There are lots of examples: Christmas is supposedly a pagan mid winter celebration that was taken up by the early Christians. So was Easter. The Marian dogmas are an import from the pagan goddess religions, and the Eucharist from Mithraism. This theory isn’t limited to Catholic doctrines. Customs and clothes are all part of it too. So the Bishop’s miter is an import from the worship of Dagon the fish god. (when you look at the miter sideways it looks like the bishop has an open mouthed fish on his head…) Incense and candles–they’re in import from paganism. So is the idea of priests and sacrifice and altars and all that stuff. Statues in churches? Pure pagan idol worship. The cross itself? The ancient ‘tau’ symbol from Egypt. Praying to saints and masses for the dead? Pagan ancestor worship. You name it, if it’s Catholic, according to the Evangelicals, it’s been imported from paganism.

Of course, the problem with this method of attack is that most everything the Evangelical wants to retain from historic Christianity also has antecedents in pagan religion. The idea of an incarnate god? Runs right through Hinduism and other pagan religions. A Trinitarian god? Check out the Hindu ‘Trinity’. A Virgin birth? It’s all over in paganism. A resurrected hero? Pagan myth abounds in such ideas. A tradition of inspired prophets who preach and write books? Loads of pagan religions have them. Worship on Sunday? Pagan worship of the Sun God.

So the Evangelical must think things through at a bit more depth. He can’t have it both ways. If supposedly pagan elements are to be purged from Christianity, then they must all go. He can’t get rid of Marian dogmas because he thinks they’re pagan, but keep the incarnation. He can’t get rid of priests and sacrifices and incense but attempt to keep the Holy Trinity. He can’t jettison prayers for the dead, but keep the Virgin Birth.

In fact, the whole ‘Catholicism is pagan’ attack must undermine every aspect of historic Christianity, and it is a favorite attack of the new atheists. They see the links with paganism and dismiss the whole of Christianity with the same ‘it’s all re-branded paganism’ that the anti-Catholics use. Evangelicals should be careful of the anti-Catholic arguments they use for they will have to abandon an awful lot of their own cherished beliefs as ‘pagan in origin’ too.

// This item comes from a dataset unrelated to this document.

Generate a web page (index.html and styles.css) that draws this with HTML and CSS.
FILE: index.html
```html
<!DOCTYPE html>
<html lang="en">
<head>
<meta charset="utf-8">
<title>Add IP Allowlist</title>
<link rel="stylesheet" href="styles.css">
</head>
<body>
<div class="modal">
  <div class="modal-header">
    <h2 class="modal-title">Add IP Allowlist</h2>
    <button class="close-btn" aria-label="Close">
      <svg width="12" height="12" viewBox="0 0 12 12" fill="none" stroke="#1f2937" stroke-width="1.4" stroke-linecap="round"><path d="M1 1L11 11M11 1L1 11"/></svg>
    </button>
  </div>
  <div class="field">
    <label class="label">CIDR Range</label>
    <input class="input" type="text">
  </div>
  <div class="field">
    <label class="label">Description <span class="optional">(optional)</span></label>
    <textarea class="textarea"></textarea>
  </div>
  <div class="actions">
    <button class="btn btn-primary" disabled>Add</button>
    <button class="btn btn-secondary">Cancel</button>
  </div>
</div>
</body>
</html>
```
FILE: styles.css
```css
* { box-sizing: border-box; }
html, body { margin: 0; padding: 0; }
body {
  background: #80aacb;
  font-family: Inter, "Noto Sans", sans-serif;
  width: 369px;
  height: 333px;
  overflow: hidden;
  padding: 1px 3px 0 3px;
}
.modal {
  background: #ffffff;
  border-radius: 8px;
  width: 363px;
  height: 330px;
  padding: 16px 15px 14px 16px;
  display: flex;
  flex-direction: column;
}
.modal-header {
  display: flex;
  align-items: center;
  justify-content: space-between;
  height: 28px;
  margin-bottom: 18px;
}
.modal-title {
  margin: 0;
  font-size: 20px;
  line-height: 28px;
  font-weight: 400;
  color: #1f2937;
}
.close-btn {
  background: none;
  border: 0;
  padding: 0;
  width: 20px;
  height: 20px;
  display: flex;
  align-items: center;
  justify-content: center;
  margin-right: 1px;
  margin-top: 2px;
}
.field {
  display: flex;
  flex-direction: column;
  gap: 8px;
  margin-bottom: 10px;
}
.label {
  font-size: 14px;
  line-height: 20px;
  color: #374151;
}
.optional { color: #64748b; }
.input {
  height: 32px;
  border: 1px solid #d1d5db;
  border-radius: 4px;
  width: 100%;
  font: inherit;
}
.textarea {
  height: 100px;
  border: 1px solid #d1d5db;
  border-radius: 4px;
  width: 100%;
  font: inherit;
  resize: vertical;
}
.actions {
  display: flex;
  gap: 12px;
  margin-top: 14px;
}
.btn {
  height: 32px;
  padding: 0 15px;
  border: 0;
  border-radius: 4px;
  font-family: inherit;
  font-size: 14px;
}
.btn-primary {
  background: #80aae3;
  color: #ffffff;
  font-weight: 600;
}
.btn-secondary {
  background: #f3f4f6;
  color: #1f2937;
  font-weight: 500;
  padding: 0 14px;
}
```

In fact there is another, more sensible way. This argument is not new. C.S.Lewis was an expert in classical languages and culture. He understood very well that the pagan religions had connections with Christianity. He said it didn’t worry him. What would really worry him is if Christianity did not have any connections with paganism. He understood that the pagan religions (like Judaism, but in a different way) were fore runners of Christ. They were pointers to the greater truths of the Christian faith. The pagan religions and myths were all true, he said, but in Christ they really happened. This is the Catholic view. Paganism (with all its horrors as well as all its glories) points to the truth of the incarnation and the pagan philosophies and myths and religious practices point forward to their fulfillment in Christ and their fullest fulfillment in the Catholic faith.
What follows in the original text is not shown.